In another scenario, a distribution group is modernizing from fragmented virtual machine deployments to a governed cloud ERP hosting platform. The first phase standardizes Docker packaging, Traefik ingress, PostgreSQL backup automation, and centralized monitoring. The second phase introduces Kubernetes orchestration, GitOps, and service tier definitions. The final phase rationalizes business-unit hosting patterns into shared, semi-dedicated, and dedicated classes. This phased approach reduces migration risk while improving governance maturity over time.
Executive decision guidance for platform leaders
Executives should evaluate hosting governance through five lenses: business criticality, standardization potential, risk exposure, operational maturity, and cost transparency. If a business unit is highly standardized and not mission-critical, shared Odoo cloud hosting is often the right answer. If it is operationally critical, heavily integrated, or subject to stricter controls, dedicated or semi-dedicated architecture is usually justified. The mistake is allowing these decisions to emerge informally rather than through a documented governance framework.

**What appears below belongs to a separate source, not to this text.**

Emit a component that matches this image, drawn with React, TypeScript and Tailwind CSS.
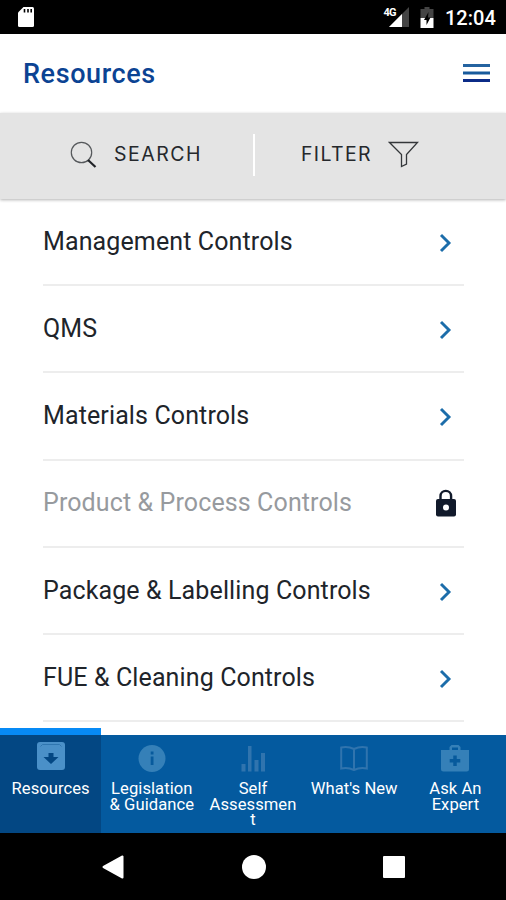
const resources = [
  { title: "Management Controls" },
  { title: "QMS" },
  { title: "Materials Controls" },
  { title: "Product & Process Controls", locked: true },
  { title: "Package & Labelling Controls" },
  { title: "FUE & Cleaning Controls" },
];

function StatusBar() {
  return (
    <div className="flex h-[34px] shrink-0 items-center bg-black text-white">
      <svg className="ml-[17px] h-[22px] w-[18px]" viewBox="0 0 18 22">
        <path d="M6.500 1H15.500Q17 1 17 2.500V19.500Q17 21 15.500 21H2.500Q1 21 1 19.500V6.500Z" fill="white" />
        <path d="M7.500 3V6.500M11 3V6.500M14.200 3V6.500" stroke="black" strokeWidth="1.600" />
      </svg>
      <div className="ml-auto flex items-center">
        <svg className="h-[24px] w-[28px]" viewBox="0 0 28 24">
          <path d="M26 2V22H6Z" fill="#444" />
          <path d="M19 9V22H6Z" fill="white" />
          <path d="M0 0H14V11H0Z" fill="black" />
          <text x="0.5" y="10.500" fontFamily="Roboto" fontWeight="700" fontSize="11" fill="white" textLength="13">4G</text>
        </svg>
        <svg className="ml-[9px] h-[22px] w-[14px]" viewBox="0 0 14 22">
          <path d="M4.500 1H9.500V3H13.500V12H.5V3H4.500Z" fill="#444" />
          <path d="M.5 12H13.500V22H.5Z" fill="white" />
          <path d="M8.500 6L4 14H6.500V19L10.500 11.500H8Z" fill="black" />
        </svg>
        <span className="mr-[11px] ml-[11px] w-[50px] pt-[1px] text-[20px] leading-none font-medium whitespace-nowrap">12:04</span>
      </div>
    </div>
  );
}

function Header() {
  return (
    <header className="flex h-[79px] shrink-0 items-center justify-between pr-[16px] pl-[23px]">
      <h1 className="pt-[2px] text-[27px] font-medium tracking-[0.6px] text-[#0b4393]">Resources</h1>
      <svg className="h-[20px] w-[27px]" viewBox="0 0 27 20">
        <path d="M0 1.500H27" stroke="#2463a0" strokeWidth="3" />
        <path d="M0 9H27" stroke="#175a9c" strokeWidth="3" />
        <path d="M0 16.500H27" stroke="#0b2b87" strokeWidth="3" />
      </svg>
    </header>
  );
}

function Toolbar() {
  return (
    <div className="z-10 flex h-[86px] shrink-0 items-center bg-[#e4e4e4] pb-[2px] font-['Inter',sans-serif] text-[19.500px] text-[#25282c] shadow-[0_1px_3px_rgba(0,0,0,0.3)]">
      <div className="flex w-[253px] items-center pl-[70px]">
        <svg className="h-[28px] w-[28px]" viewBox="0 0 28 28" fill="none">
          <circle cx="11.500" cy="11.500" r="10.200" stroke="#55585b" strokeWidth="1.200" />
          <path d="M18 19L25.500 26" stroke="#202327" strokeWidth="2.200" />
        </svg>
        <span className="ml-[16px] tracking-[1.500px]">SEARCH</span>
      </div>
      <div className="h-[42px] w-[2px] bg-white" />
      <div className="flex items-center pl-[46px]">
        <span className="tracking-[1.350px]">FILTER</span>
        <svg className="ml-[16px] h-[28px] w-[31px]" viewBox="0 0 31 28" fill="none" stroke="#34373a" strokeWidth="1.300">
          <path d="M1.500 1.500H29.500L18.500 13.500V23L13.500 25.500V13.500Z" />
        </svg>
      </div>
    </div>
  );
}

function ResourceList() {
  return (
    <ul className="min-h-0 flex-1 overflow-hidden pr-[42px] pl-[43px]">
      {resources.map((item) => (
        <li
          key={item.title}
          className="flex h-[87.200px] items-center justify-between border-b-2 border-[#ededed]"
        >
          <span
            className={
              item.locked
                ? "text-[25px] tracking-[0.12px] whitespace-nowrap text-[#979a9e]"
                : "text-[25px] tracking-[0.12px] whitespace-nowrap text-[#20242a]"
            }
          >
            {item.title}
          </span>
          {item.locked ? (
            <svg className="mr-[7px] h-[28px] w-[22px]" viewBox="0 0 22 28">
              <path d="M5.500 11V7.200a5.300 5.300 0 0 1 10.600 0V11" fill="none" stroke="#111a2b" strokeWidth="2.400" />
              <rect x="1" y="10" width="20" height="17.500" rx="2" fill="#111a2b" />
              <circle cx="11" cy="18.500" r="3" fill="white" />
            </svg>
          ) : (
            <svg className="mt-[3px] mr-[12px] h-[20px] w-[13px]" viewBox="0 0 13 20">
              <path d="M2 2L10 10L2 18" fill="none" stroke="#1c6daa" strokeWidth="2.900" />
            </svg>
          )}
        </li>
      ))}
    </ul>
  );
}

const tabs = [
  {
    label: "Resources",
    icon: (
      <>
        <rect width="28" height="28" rx="3" fill="#4a90c8" />
        <path d="M3.500 4.500L5.500 2.500H22.500L24.500 4.500" fill="none" stroke="#2f76b0" />
        <path d="M11.500 11H16.500V15H21.500L14 22L6.500 15H11.500Z" fill="#034783" />
      </>
    ),
  },
  {
    label: "Legislation\n& Guidance",
    icon: (
      <>
        <circle cx="14" cy="16.500" r="13.500" fill="#3580b8" />
        <path d="M12.700 9.500H15.500V12.500H12.700Z M12.700 14.500H15.500V23H12.700Z" fill="#075a9c" />
      </>
    ),
  },
  {
    label: "Self\nAssessmen\nt",
    icon: (
      <path d="M2.500 22H6.500V29.500H2.500Z M9 4H12.500V29.500H9Z M15.500 18H19.500V29.500H15.500Z M22 11H26V29.500H22Z" fill="#3074ae" />
    ),
  },
  {
    label: "What's New",
    icon: (
      <path d="M14 7Q8 4 1.200 5.500V26.500Q8 25 14 28Q20 25 26.800 26.500V5.500Q20 4 14 7V28" fill="none" stroke="#3074ae" strokeWidth="2" />
    ),
  },
  {
    label: "Ask An\nExpert",
    icon: (
      <>
        <path fillRule="evenodd" d="M8.500 8V5L10.500 3H17.500L19.500 5V8H28V27Q28 29.500 25.500 29.500H2.500Q0 29.500 0 27V8Z M11 8H17V5.500H11Z" fill="#3580b8" />
        <path d="M14 13.500V24M8.700 18.700H19.300" stroke="#075a9c" strokeWidth="3.500" />
      </>
    ),
  },
];

function TabBar() {
  return (
    <nav className="flex h-[105px] shrink-0">
      {tabs.map((tab, index) => (
        <div
          key={tab.label}
          className={
            index === 0
              ? "flex flex-1 flex-col items-center border-t-[7px] border-[#078af5] bg-[#034783]"
              : "mt-[7px] flex flex-1 flex-col items-center bg-[#045a9f]"
          }
        >
          <svg className="mt-[7px] h-[31px] w-[28px]" viewBox="0 0 28 31">
            {tab.icon}
          </svg>
          <div className="mt-[8px] text-center text-[16.600px] leading-[15.500px] font-[450] tracking-[0.05px] whitespace-pre text-white">
            {tab.label}
          </div>
        </div>
      ))}
    </nav>
  );
}

function SystemNav() {
  return (
    <div className="flex h-[67px] shrink-0 items-center justify-between bg-black pr-[101px] pl-[102px]">
      <svg className="h-[24px] w-[22px]" viewBox="0 0 22 24">
        <path d="M20.500 1.500V22.500L1.500 12Z" fill="white" stroke="white" strokeLinejoin="round" strokeWidth="2" />
      </svg>
      <div className="h-[24px] w-[24px] rounded-full bg-white" />
      <div className="h-[22px] w-[22px] rounded-[1px] bg-white" />
    </div>
  );
}

export default function App() {
  return (
    <div className="flex h-[900px] w-[506px] flex-col overflow-hidden bg-white font-['Roboto',sans-serif]">
      <StatusBar />
      <Header />
      <Toolbar />
      <ResourceList />
      <TabBar />
      <SystemNav />
    </div>
  );
}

SysGenPro should position hosting governance as an enterprise operating model, not a hosting SKU. The strongest outcome for distribution organizations is a governed Odoo cloud infrastructure platform that combines shared efficiency, dedicated control where necessary, resilient backup and disaster recovery, observable operations, and disciplined DevOps automation. That is what turns cloud ERP modernization into a durable business capability rather than a one-time migration project.